# Your goal
Transcribe every line from the top down to the line with "const [amount, setAmount] = useState('10');", both ends included, but not the pictures.

-- begin Given data --

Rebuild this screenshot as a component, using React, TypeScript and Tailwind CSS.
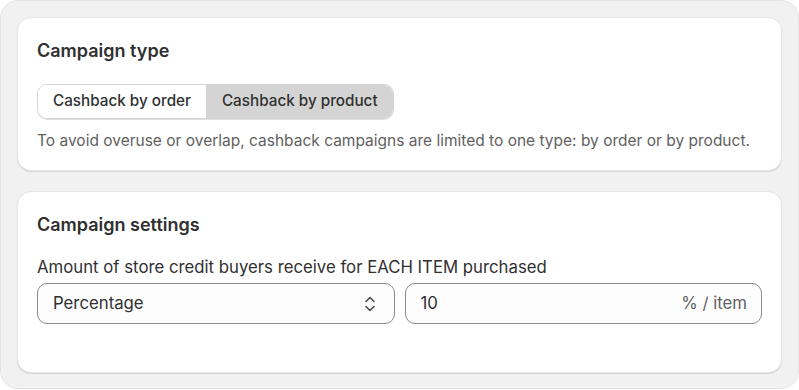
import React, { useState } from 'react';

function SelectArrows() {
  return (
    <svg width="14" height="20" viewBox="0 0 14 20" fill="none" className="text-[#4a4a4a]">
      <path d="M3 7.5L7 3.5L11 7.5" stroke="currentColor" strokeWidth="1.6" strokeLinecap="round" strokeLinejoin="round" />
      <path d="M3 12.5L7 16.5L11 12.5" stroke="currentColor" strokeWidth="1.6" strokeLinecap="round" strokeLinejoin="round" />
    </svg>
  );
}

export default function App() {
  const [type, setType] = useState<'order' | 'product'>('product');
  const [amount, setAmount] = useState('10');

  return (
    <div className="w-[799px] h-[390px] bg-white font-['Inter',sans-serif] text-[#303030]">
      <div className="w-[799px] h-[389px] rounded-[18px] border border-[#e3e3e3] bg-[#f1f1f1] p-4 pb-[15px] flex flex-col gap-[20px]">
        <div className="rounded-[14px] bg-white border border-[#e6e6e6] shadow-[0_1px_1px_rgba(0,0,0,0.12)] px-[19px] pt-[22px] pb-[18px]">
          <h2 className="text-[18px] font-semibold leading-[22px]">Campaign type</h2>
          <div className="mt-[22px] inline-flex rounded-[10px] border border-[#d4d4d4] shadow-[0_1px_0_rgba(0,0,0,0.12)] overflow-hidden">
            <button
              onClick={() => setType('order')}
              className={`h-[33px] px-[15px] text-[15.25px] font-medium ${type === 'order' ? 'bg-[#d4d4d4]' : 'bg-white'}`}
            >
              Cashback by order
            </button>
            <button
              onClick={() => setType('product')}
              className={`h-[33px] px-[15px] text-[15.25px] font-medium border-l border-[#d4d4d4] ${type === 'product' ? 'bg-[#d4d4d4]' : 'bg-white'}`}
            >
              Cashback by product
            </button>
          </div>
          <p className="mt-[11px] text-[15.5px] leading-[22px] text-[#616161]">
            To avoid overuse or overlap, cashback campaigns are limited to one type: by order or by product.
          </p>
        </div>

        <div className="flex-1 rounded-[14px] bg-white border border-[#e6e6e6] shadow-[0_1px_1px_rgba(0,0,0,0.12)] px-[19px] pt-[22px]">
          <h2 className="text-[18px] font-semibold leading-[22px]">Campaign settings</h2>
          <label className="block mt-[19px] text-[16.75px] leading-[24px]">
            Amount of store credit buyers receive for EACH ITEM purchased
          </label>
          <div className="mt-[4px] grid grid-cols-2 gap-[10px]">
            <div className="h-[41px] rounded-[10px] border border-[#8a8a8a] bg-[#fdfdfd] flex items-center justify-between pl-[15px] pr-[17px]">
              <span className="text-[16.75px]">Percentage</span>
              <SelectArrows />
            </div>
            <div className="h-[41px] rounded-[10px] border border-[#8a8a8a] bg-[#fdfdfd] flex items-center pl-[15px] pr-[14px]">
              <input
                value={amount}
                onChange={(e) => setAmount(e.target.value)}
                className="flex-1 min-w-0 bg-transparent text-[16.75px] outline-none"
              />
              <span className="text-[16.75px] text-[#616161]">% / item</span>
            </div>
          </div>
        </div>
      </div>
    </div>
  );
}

-- end Given data --

# Correct response
Rebuild this screenshot as a component, using React, TypeScript and Tailwind CSS.
import React, { useState } from 'react';

function SelectArrows() {
  return (
    <svg width="14" height="20" viewBox="0 0 14 20" fill="none" className="text-[#4a4a4a]">
      <path d="M3 7.5L7 3.5L11 7.5" stroke="currentColor" strokeWidth="1.6" strokeLinecap="round" strokeLinejoin="round" />
      <path d="M3 12.5L7 16.5L11 12.5" stroke="currentColor" strokeWidth="1.6" strokeLinecap="round" strokeLinejoin="round" />
    </svg>
  );
}

export default function App() {
  const [type, setType] = useState<'order' | 'product'>('product');
  const [amount, setAmount] = useState('10');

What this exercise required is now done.